D 全国建設業協会は、各都道府県建設業協会と会員企業が建設現場で実践している感染予防対策を募り、事例集としてまとめた。カラーコーンや白線による配列間隔の確保、朝礼への参加人数の縮小、アクリル板や段ボールを使用した簡易なパーティションの設置、作業員の作業中の間隔確保、室内作業や昇降機の人数制限、送風機の換気使用、予防意識の高揚に寄与するポスターなどの掲示、テレビ電話ツールの活用などを写真付きで紹介している。
B お金をかけずに続けやすい工夫が多い。コロナ禍の長期化を見据え新しい生活様式への移行が求められる中で、これらの取り組みが浸透していけば、地域建設業でも現場従事者の安全確保を念頭に置いた新たな作業習慣が定着するかもしれないね。
C 夏本番を控え、日建連では高温時のマスク着用についても注意を呼び掛けている。クーラー使用に伴う密閉空間の発生など、熱中症対策と感染予防対策の両立が今後の課題となりそうだ。

◆市場変化に対応できた企業が目標達成か

A 話は変わるが、新たな中期経営計画を発表した企業も多いようだけど。
E 3月下旬以降、ざっとみても建設企業は東洋建設、イチケン、大末建設、日特建設、五洋建設、大豊建設、東亜建設工業が発表した。
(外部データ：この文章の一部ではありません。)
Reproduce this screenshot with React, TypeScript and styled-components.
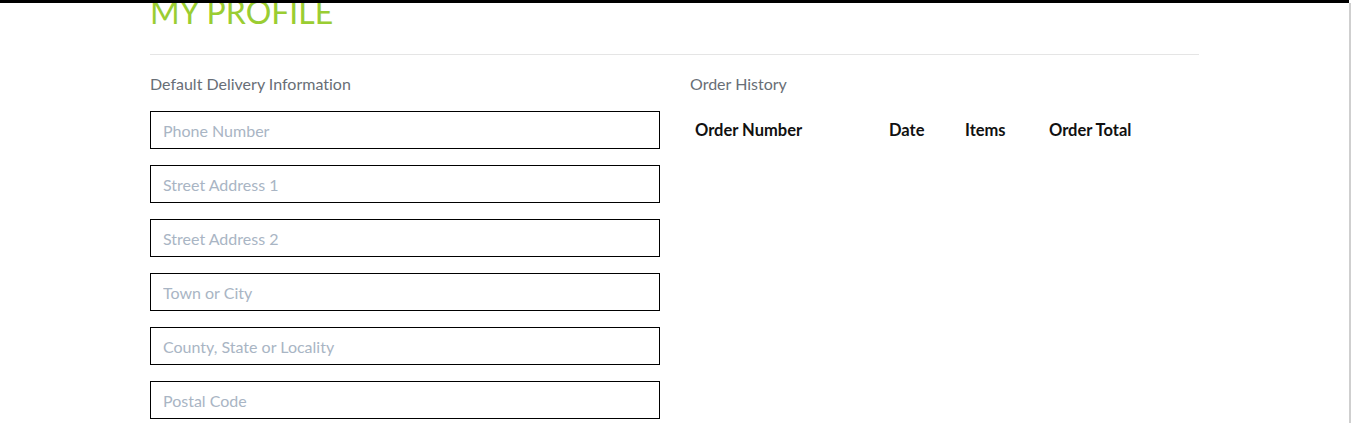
import React from "react";
import styled, { createGlobalStyle } from "styled-components";

const GlobalStyle = createGlobalStyle`
  html, body { margin: 0; padding: 0; background: #fff; }
  body {
    font-family: Lato, "Open Sans", sans-serif;
    overflow: hidden;
    font-variant-ligatures: no-common-ligatures;
  }
  * { box-sizing: border-box; }
`;

const Page = styled.div`
  display: flex;
  min-height: 423px;
`;

const Main = styled.main`
  flex: 1;
  overflow: hidden;
`;

const ScrollEdge = styled.div`
  width: 2px;
  background: #cfcfcf;
  margin-top: 3px;
`;

const TopBar = styled.div`
  position: fixed;
  top: 0;
  left: 0;
  right: 2px;
  height: 3px;
  background: #000;
`;

const Container = styled.div`
  width: 1049px;
  margin: 0 auto;
`;

const Title = styled.h1`
  margin: -7px 0 0;
  font-size: 32px;
  line-height: 38px;
  font-weight: 400;
  color: #9acd32;
  text-transform: uppercase;
`;

const Divider = styled.hr`
  margin: 23px 0 0;
  border: 0;
  border-top: 1px solid #e5e5e5;
`;

const Columns = styled.div`
  display: grid;
  grid-template-columns: 510px 1fr;
  column-gap: 30px;
  padding-top: 19px;
`;

const Column = styled.section`
  display: flex;
  flex-direction: column;
`;

const SectionLabel = styled.h2`
  margin: 0 0 18px;
  font-size: 16px;
  line-height: 19px;
  font-weight: 400;
  color: #686e76;
`;

const Fields = styled.div`
  display: flex;
  flex-direction: column;
  gap: 16px;
`;

const Field = styled.input`
  width: 100%;
  height: 38px;
  border: 1px solid #000;
  border-radius: 0;
  padding: 1px 12px 0;
  font-family: Lato, sans-serif;
  font-size: 16px;
  color: #333;
  outline: none;
  font-variant-ligatures: no-common-ligatures;
  &::placeholder { color: #a9b5c4; }
`;

const Table = styled.table`
  border-collapse: collapse;
  table-layout: fixed;
  width: 100%;
`;

const Th = styled.th<{ $w?: number }>`
  ${(p) => (p.$w ? `width: ${p.$w}px;` : "")}
  text-align: left;
  padding: 2px 5px 0;
  height: 36px;
  font-size: 16.5px;
  font-weight: 700;
  color: #111;
`;

const fields = [
  "Phone Number",
  "Street Address 1",
  "Street Address 2",
  "Town or City",
  "County, State or Locality",
  "Postal Code",
];

export default function App() {
  return (
    <>
      <GlobalStyle />
      <TopBar />
      <Page>
        <Main>
          <Container>
            <Title>My Profile</Title>
            <Divider />
            <Columns>
              <Column>
                <SectionLabel>Default Delivery Information</SectionLabel>
                <Fields>
                  {fields.map((f) => (
                    <Field key={f} placeholder={f} />
                  ))}
                </Fields>
              </Column>
              <Column>
                <SectionLabel>Order History</SectionLabel>
                <Table>
                  <thead>
                    <tr>
                      <Th $w={194}>Order Number</Th>
                      <Th $w={76}>Date</Th>
                      <Th $w={84}>Items</Th>
                      <Th>Order Total</Th>
                    </tr>
                  </thead>
                </Table>
              </Column>
            </Columns>
          </Container>
        </Main>
        <ScrollEdge />
      </Page>
    </>
  );
}
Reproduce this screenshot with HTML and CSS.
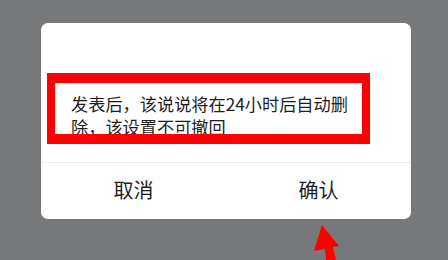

設備企業では九電工、ユアテック、新日本空調、朝日工業社、トーエネックが公表した。ほとんどが2021年3月期から23年3月期までの3カ年計画だが、九電工とユアテックは25年3月期までの5カ年計画になっている。
F 紙面を読む限りでは、新事業・領域拡大や研究開発、設備投資への取り組みに触れているが、投資額を明示した投資計画は五洋建設と東洋建設ぐらいかな。また、新型コロナウイルス感染症対策に言及する企業も複数あるものの、この段階では中計の数値目標に影響をほとんど反映できていないとみられる。今後の状況によっては、中計数値目標などの修正があるのかもしれない。
G 逆に高砂熱学工業は、決算発表と同時を予定していた中計の公表を延期した。中計には感染拡大の影響や今後の事業環境変化を一定程度反映する必要がり、いまは影響の見極めが難しく、公表が投資判断に混乱を生じさせる可能性があると判断した。中計の公表をめぐっては、企業判断が分かれた格好だね。
E いずれにせよ「アフターコロナ」で市場環境は大きく変わる。変化に対応して、新たに生まれるであろうビジネスチャンスをつかむ企業が中計目標を達成し、企業価値を高めていくことになると思う。